§ **The problem**
Exactly repeat the material, dropping every picture from the copy.

▬▬▬▬▬▬▬▬▬▬

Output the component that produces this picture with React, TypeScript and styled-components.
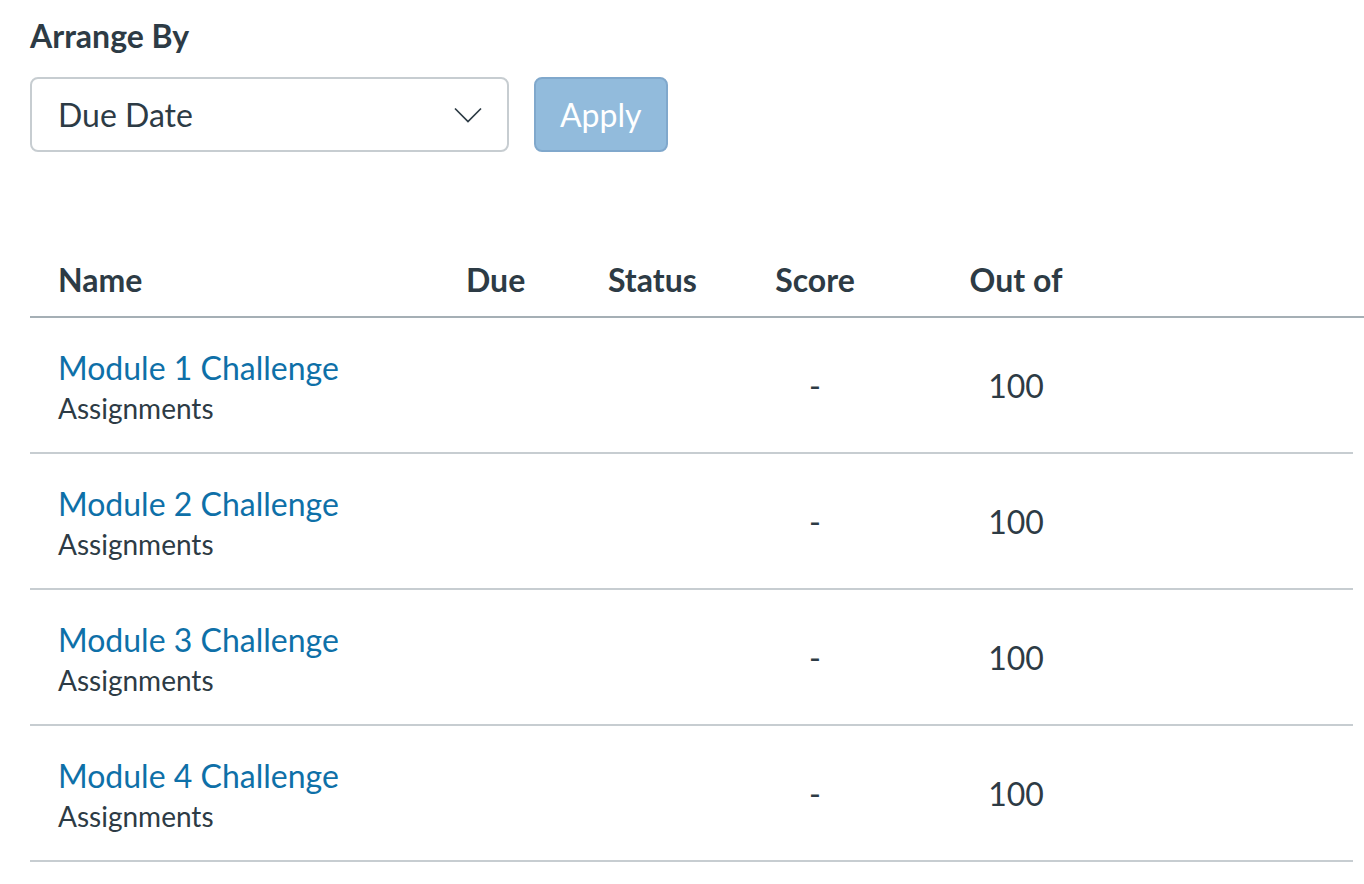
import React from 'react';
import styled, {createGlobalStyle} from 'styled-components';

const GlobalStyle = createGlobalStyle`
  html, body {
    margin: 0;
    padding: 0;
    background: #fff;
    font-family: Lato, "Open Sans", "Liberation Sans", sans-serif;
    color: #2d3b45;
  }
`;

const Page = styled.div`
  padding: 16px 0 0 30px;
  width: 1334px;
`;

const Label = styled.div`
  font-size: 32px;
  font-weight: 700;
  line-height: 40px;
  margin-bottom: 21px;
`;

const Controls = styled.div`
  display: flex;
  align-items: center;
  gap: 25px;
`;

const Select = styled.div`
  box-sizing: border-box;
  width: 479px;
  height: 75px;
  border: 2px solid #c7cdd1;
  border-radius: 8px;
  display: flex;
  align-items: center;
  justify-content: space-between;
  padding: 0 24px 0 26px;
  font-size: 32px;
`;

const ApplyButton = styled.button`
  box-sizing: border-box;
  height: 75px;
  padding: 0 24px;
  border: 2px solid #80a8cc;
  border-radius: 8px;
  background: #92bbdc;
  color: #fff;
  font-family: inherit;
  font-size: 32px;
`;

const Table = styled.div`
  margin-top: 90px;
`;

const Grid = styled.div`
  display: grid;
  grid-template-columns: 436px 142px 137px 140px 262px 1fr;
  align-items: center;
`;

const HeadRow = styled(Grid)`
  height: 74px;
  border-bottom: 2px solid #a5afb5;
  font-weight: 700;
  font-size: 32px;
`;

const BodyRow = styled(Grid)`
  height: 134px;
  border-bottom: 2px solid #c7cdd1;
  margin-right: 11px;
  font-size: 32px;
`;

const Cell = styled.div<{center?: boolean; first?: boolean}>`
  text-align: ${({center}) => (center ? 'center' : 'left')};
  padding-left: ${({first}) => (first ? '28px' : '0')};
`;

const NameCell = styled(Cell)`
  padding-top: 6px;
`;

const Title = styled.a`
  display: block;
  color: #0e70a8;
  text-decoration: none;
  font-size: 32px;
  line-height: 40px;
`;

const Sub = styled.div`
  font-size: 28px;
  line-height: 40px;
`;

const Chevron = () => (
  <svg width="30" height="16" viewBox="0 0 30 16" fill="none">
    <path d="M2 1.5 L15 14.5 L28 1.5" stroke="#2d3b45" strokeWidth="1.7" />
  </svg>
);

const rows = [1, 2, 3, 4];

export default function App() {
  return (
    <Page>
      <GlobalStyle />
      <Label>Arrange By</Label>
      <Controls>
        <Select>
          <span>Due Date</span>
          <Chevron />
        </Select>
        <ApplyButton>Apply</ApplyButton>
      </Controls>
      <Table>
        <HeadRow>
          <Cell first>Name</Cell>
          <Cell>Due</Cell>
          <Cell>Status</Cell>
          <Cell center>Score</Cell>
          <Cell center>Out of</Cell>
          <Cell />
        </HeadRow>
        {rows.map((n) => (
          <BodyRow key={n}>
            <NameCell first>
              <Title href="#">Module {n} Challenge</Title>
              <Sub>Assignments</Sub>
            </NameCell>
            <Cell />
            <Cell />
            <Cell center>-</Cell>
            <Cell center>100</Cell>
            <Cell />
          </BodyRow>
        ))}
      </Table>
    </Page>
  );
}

▬▬▬▬▬▬▬▬▬▬

§ **The response**
Output the component that produces this picture with React, TypeScript and styled-components.
import React from 'react';
import styled, {createGlobalStyle} from 'styled-components';

const GlobalStyle = createGlobalStyle`
  html, body {
    margin: 0;
    padding: 0;
    background: #fff;
    font-family: Lato, "Open Sans", "Liberation Sans", sans-serif;
    color: #2d3b45;
  }
`;

const Page = styled.div`
  padding: 16px 0 0 30px;
  width: 1334px;
`;

const Label = styled.div`
  font-size: 32px;
  font-weight: 700;
  line-height: 40px;
  margin-bottom: 21px;
`;

const Controls = styled.div`
  display: flex;
  align-items: center;
  gap: 25px;
`;

const Select = styled.div`
  box-sizing: border-box;
  width: 479px;
  height: 75px;
  border: 2px solid #c7cdd1;
  border-radius: 8px;
  display: flex;
  align-items: center;
  justify-content: space-between;
  padding: 0 24px 0 26px;
  font-size: 32px;
`;

const ApplyButton = styled.button`
  box-sizing: border-box;
  height: 75px;
  padding: 0 24px;
  border: 2px solid #80a8cc;
  border-radius: 8px;
  background: #92bbdc;
  color: #fff;
  font-family: inherit;
  font-size: 32px;
`;

const Table = styled.div`
  margin-top: 90px;
`;

const Grid = styled.div`
  display: grid;
  grid-template-columns: 436px 142px 137px 140px 262px 1fr;
  align-items: center;
`;

const HeadRow = styled(Grid)`
  height: 74px;
  border-bottom: 2px solid #a5afb5;
  font-weight: 700;
  font-size: 32px;
`;

const BodyRow = styled(Grid)`
  height: 134px;
  border-bottom: 2px solid #c7cdd1;
  margin-right: 11px;
  font-size: 32px;
`;

const Cell = styled.div<{center?: boolean; first?: boolean}>`
  text-align: ${({center}) => (center ? 'center' : 'left')};
  padding-left: ${({first}) => (first ? '28px' : '0')};
`;

const NameCell = styled(Cell)`
  padding-top: 6px;
`;

const Title = styled.a`
  display: block;
  color: #0e70a8;
  text-decoration: none;
  font-size: 32px;
  line-height: 40px;
`;

const Sub = styled.div`
  font-size: 28px;
  line-height: 40px;
`;

const Chevron = () => (
  <svg width="30" height="16" viewBox="0 0 30 16" fill="none">
    <path d="M2 1.5 L15 14.5 L28 1.5" stroke="#2d3b45" strokeWidth="1.7" />
  </svg>
);

const rows = [1, 2, 3, 4];

export default function App() {
  return (
    <Page>
      <GlobalStyle />
      <Label>Arrange By</Label>
      <Controls>
        <Select>
          <span>Due Date</span>
          <Chevron />
        </Select>
        <ApplyButton>Apply</ApplyButton>
      </Controls>
      <Table>
        <HeadRow>
          <Cell first>Name</Cell>
          <Cell>Due</Cell>
          <Cell>Status</Cell>
          <Cell center>Score</Cell>
          <Cell center>Out of</Cell>
          <Cell />
        </HeadRow>
        {rows.map((n) => (
          <BodyRow key={n}>
            <NameCell first>
              <Title href="#">Module {n} Challenge</Title>
              <Sub>Assignments</Sub>
            </NameCell>
            <Cell />
            <Cell />
            <Cell center>-</Cell>
            <Cell center>100</Cell>
            <Cell />
          </BodyRow>
        ))}
      </Table>
    </Page>
  );
}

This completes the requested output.